=Paper= {{Paper |id=Vol-3739/abstract-20 |storemode=property |title=Probably Approximately Correct Ontology Completion with pacco (Extended Abstract) |pdfUrl=https://ceur-ws.org/Vol-3739/abstract-20.pdf |volume=Vol-3739 |authors=Sergei Obiedkov,Barış Sertkaya |dblpUrl=https://dblp.org/rec/conf/dlog/ObiedkovS24 }} ==Probably Approximately Correct Ontology Completion with pacco (Extended Abstract)== https://ceur-ws.org/Vol-3739/abstract-20.pdf
                         Probably Approximately Correct Ontology Completion
                         with pacco (Extended Abstract)
                         Sergei Obiedkov1 , Barış Sertkaya2
                         1
                             Knowledge-Based Systems Group, TU Dresden, Dresden, Germany
                         2
                             Frankfurt University of Applied Sciences, Frankfurt, Germany

                         Keywords
                         Ontology learning, Angluin’s learning framework, PAC learning,




                         1. Introduction
                         Traditionally, ontology construction is conducted by knowledge engineers whose task is to formalize
                         relevant concepts of the application domain and the relationships among them. This process is tedious
                         and error-prone, and thus various methods to facilitate construction and, to some extent, ensure
                         completeness of the resulting ontology by querying a domain expert have been investigated. For
                         instance, learnability of axioms in lightweight DLs from a given set of interpretations has been studied
                         in [1], and exact learnability of lightweight DL ontologies in Angluin’s framework via queries has
                         been studied in [2]. In [3, 4, 5, 6, 7], learning DL concepts and axioms from given examples has been
                         investigated. Learning a DL ontology that is inseparable from a target ontology w.r.t. a query language
                         and a fixed dataset via querying an oracle has been investigated in [8]. In a recent work [9], PAC
                         learning of DL concepts has been studied. For an overview on learning DL ontologies see [10, 11]. In
                         another line of work, Formal Concept Analysis (FCA) [12] was employed for mining an ℰℒ⊥ -basis of all
                         axioms holding in a given model [13, 14]. In [15], a further approach for mining bases with a predefined
                         and fixed role depth of concept expressions was proposed. In a more recent work [16], an approach for
                         efficient mining of axioms from graph dataset was introduced and evaluated on large datasets.

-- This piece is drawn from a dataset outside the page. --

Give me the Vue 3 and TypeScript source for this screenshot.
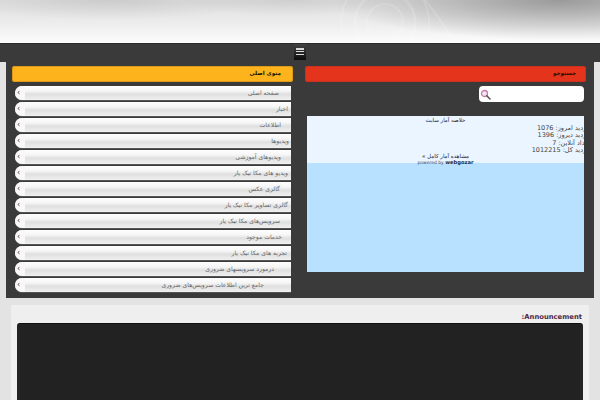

                            The FCA-based approaches have the disadvantage that, in the worst case, they issue exponentially
                         many queries to the domain expert. In [17], we presented an approach combining the advantages of both
                         lines of research for completing the missing information in the ontology w.r.t. some given set of concept
                         descriptions via issuing only polynomially many (w.r.t. the relevant quantities) queries to an expert.

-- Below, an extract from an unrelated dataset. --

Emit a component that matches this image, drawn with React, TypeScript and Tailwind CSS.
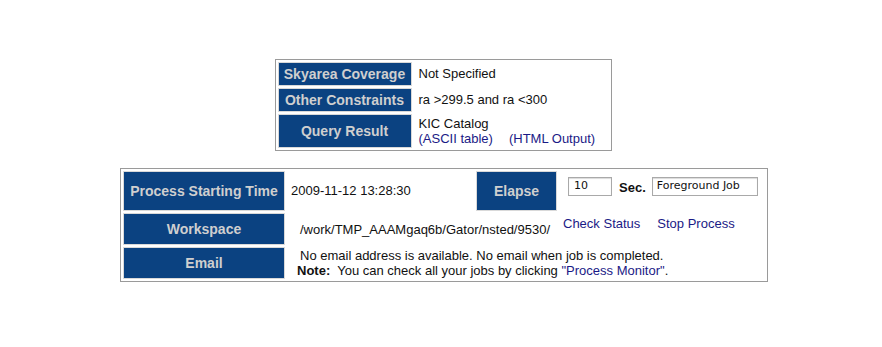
import React from 'react';

const hdr =
  'flex items-center justify-center bg-[#0b4281] border border-[#d9d9d9] text-[14px] font-bold text-[#cfcfcf] whitespace-nowrap';
const link = 'text-[#1a1a86]';

function QueryTable() {
  return (
    <div className="grid w-[337px] grid-cols-[134px_1fr] gap-[2px] border border-[#9a9a9a] p-[2px]">
      <div className={`${hdr} h-[24px]`}>Skyarea Coverage</div>
      <div className="flex items-center pl-[5px]">Not Specified</div>

      <div className={`${hdr} h-[24px]`}>Other Constraints</div>
      <div className="flex items-center pl-[5px]">ra &gt;299.5 and ra &lt;300</div>

      <div className={`${hdr} h-[34px]`}>Query Result</div>
      <div className="flex flex-col justify-center pl-[5px] leading-[15px]">
        <span>KIC Catalog</span>
        <span>
          <span className={link}>(ASCII table)</span>
          <span className={`${link} ml-[16px]`}>(HTML Output)</span>
        </span>
      </div>
    </div>
  );
}

function ProcessTable() {
  return (
    <div className="grid w-[648px] grid-cols-[162px_187px_81px_1fr] gap-[2px] border border-[#9a9a9a] p-[2px]">
      <div className={`${hdr} h-[40px]`}>Process Starting Time</div>
      <div className="flex items-center pl-[4px]">2009-11-12 13:28:30</div>
      <div className={`${hdr} h-[40px]`}>Elapse</div>
      <div className="flex items-start pl-[9px] pt-[6px]">
        <div className="flex h-[19px] w-[44px] items-center border border-[#a9a9a9] pl-[5px] font-['DejaVu_Sans',sans-serif] text-[11px] shadow-[inset_0_1px_1px_rgba(0,0,0,0.15)]">
          10
        </div>
        <span className="ml-[7px] mt-[1px] font-bold">Sec.</span>
        <div className="ml-[6px] flex h-[19px] w-[106px] items-center border border-[#a9a9a9] pl-[4px] font-['DejaVu_Sans',sans-serif] text-[11px] shadow-[inset_0_1px_1px_rgba(0,0,0,0.15)]">
          Foreground Job
        </div>
      </div>

      <div className={`${hdr} h-[32px]`}>Workspace</div>
      <div className="col-span-2 flex items-center pl-[13px] pt-[1px]">/work/TMP_AAAMgaq6b/Gator/nsted/9530/</div>
      <div className="flex items-start pl-[4px] pt-[1px]">
        <span className={link}>Check Status</span>
        <span className={`${link} ml-[17px]`}>Stop Process</span>
      </div>

      <div className={`${hdr} h-[32px]`}>Email</div>
      <div className="col-span-3 flex flex-col justify-center leading-[15px]">
        <span className="pl-[13px]">No email address is available. No email when job is completed.</span>
        <span className="pl-[10px]">
          <b>Note:</b>&nbsp; You can check all your jobs by clicking{' '}
          <span className={link}>"Process Monitor"</span>.
        </span>
      </div>
    </div>
  );
}

export default function App() {
  return (
    <div className="h-[347px] w-[882px] bg-white pt-[59px] font-['Liberation_Sans',Arial,sans-serif] text-[13px] text-[#111]">
      <div className="flex justify-center pl-[4px]">
        <QueryTable />
      </div>
      <div className="mt-[17px] flex justify-center pl-[6px]">
        <ProcessTable />
      </div>
    </div>
  );
}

                         In the present work, we improve and implement the approach from [17] and present a PAC version
                         of the ontology-completion method, which was initially introduced in [18] and implemented in [19].
                         Our solution is based on an algorithm for PAC learning a Horn envelope of an arbitrary propositional
                         formula [20], which is itself based on an algorithm for exactly learning Horn formulas [21]. Our setting
                         is the following. Given:
                                • an initial TBox 𝒯0 ;
                                • an expert ℰ able to answer subsumption queries w.r.t. a TBox 𝒯ℰ that is unknown to us;
                                • a set 𝒞 of concept descriptions built over the signature of 𝒯ℰ ;
                                • a sampling oracle 𝒰 that, when called, returns a subsumption query over 𝒞 according to a
                                  probability distribution 𝒟𝒰 ;
                                • a probability 𝛿 and error bound 𝜖 with 0 < 𝜖, 𝛿 < 1;
                         compute a TBox 𝒯 such that 𝒯0 ⊆ 𝒯 and 𝒯 is, with probability at least 1 − 𝛿, an 𝜖-approximation of
                         𝒯ℰ . Building on our work [17], we introduce pacco1 , a tool for probably approximately correct (PAC)
                         completion of DL TBoxes.
                            DL 2024: 37th International Workshop on Description Logics, June 18–21, 2024, Bergen, Norway
                          $ sergei.obiedkov@tu-dresden.de (S. Obiedkov); sertkaya@fb2.fra-uas.de (B. Sertkaya)
                           0000-0003-1497-4001 (S. Obiedkov); 0000-0002-4196-0150 (B. Sertkaya)
                                       © 2024 Copyright for this paper by its authors. Use permitted under Creative Commons License Attribution 4.0 International (CC BY 4.0).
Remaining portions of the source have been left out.